# Requirements:
Type out the complete listing below word for word, without its pictures.

# Material provided:
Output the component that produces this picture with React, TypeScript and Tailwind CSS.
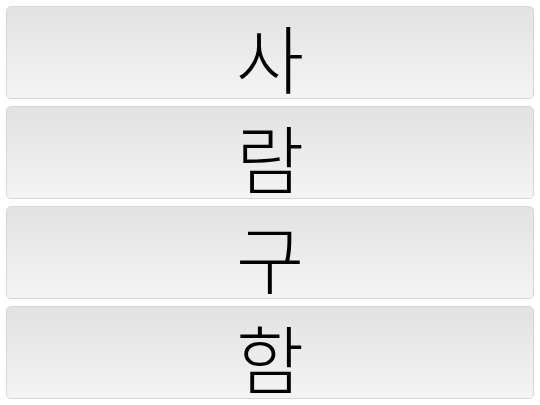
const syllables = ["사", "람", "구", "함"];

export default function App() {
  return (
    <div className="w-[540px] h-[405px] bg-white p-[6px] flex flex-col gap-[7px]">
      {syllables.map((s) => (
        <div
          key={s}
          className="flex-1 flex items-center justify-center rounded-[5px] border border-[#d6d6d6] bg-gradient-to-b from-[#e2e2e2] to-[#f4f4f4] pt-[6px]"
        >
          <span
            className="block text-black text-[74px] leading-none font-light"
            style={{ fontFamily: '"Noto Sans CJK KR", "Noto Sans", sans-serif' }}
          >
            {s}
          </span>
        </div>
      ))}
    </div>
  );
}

# Answer to this problem:
Output the component that produces this picture with React, TypeScript and Tailwind CSS.
const syllables = ["사", "람", "구", "함"];

export default function App() {
  return (
    <div className="w-[540px] h-[405px] bg-white p-[6px] flex flex-col gap-[7px]">
      {syllables.map((s) => (
        <div
          key={s}
          className="flex-1 flex items-center justify-center rounded-[5px] border border-[#d6d6d6] bg-gradient-to-b from-[#e2e2e2] to-[#f4f4f4] pt-[6px]"
        >
          <span
            className="block text-black text-[74px] leading-none font-light"
            style={{ fontFamily: '"Noto Sans CJK KR", "Noto Sans", sans-serif' }}
          >
            {s}
          </span>
        </div>
      ))}
    </div>
  );
}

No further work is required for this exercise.